Se référant à un entretien avec François Dagognet,  Le Monde rappelle encore cette citation : « Le monde des objets, qui est immense, est finalement plus révélateur de l’esprit que l’esprit lui-même. Pour savoir ce que nous sommes, ce n’est pas forcément en nous qu’il faut regarder. Les philosophes, au cours de l’histoire, sont demeurés trop exclusivement tournés vers la subjectivité, sans comprendre que c’est au contraire dans les choses que l’esprit se donne le mieux à voir. Il faut donc opérer une véritable révolution, en s’apercevant que c’est du côté des objets que se trouve l’esprit, bien plus que du côté du sujet. »

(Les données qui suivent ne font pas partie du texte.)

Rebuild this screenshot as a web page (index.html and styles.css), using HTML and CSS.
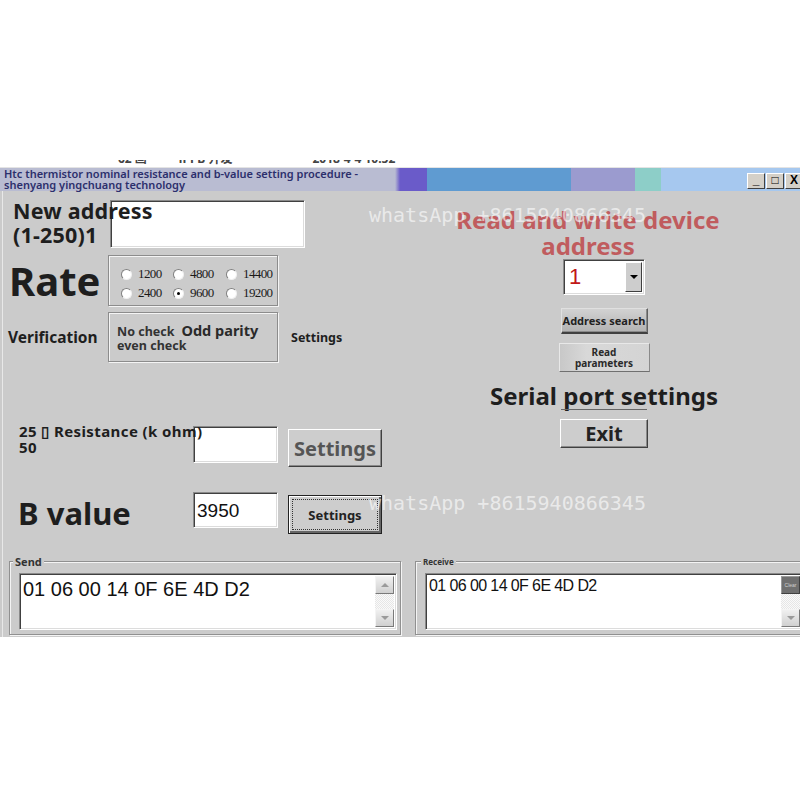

Là encore, cette attitude envers la psychologie est assez caractéristique du Positivisme. Comte dénie à la psychologie le statut de science en pointant une impossibilité épistémologique: « Vous voulez observer votre cerveau, mais avec quoi l’observerez-vous » ? Ou, dans une autre version : « On ne peut pas à la fois être au salon et dans la rue. ». Pour Comte, si l’on peut connaître l’esprit humain, c’est par ses réalisations qui sont les sciences, les arts, l’histoire ; bref, toutes ses créations, y compris les objets chers à François Dagognet, qui se disait « matériologue » par  opposition aux matérialistes, et qui a  pu aussi trouver chez Comte, au moins esquissée,  l’idée d’un matérialisme qui serait aussi un spiritualisme.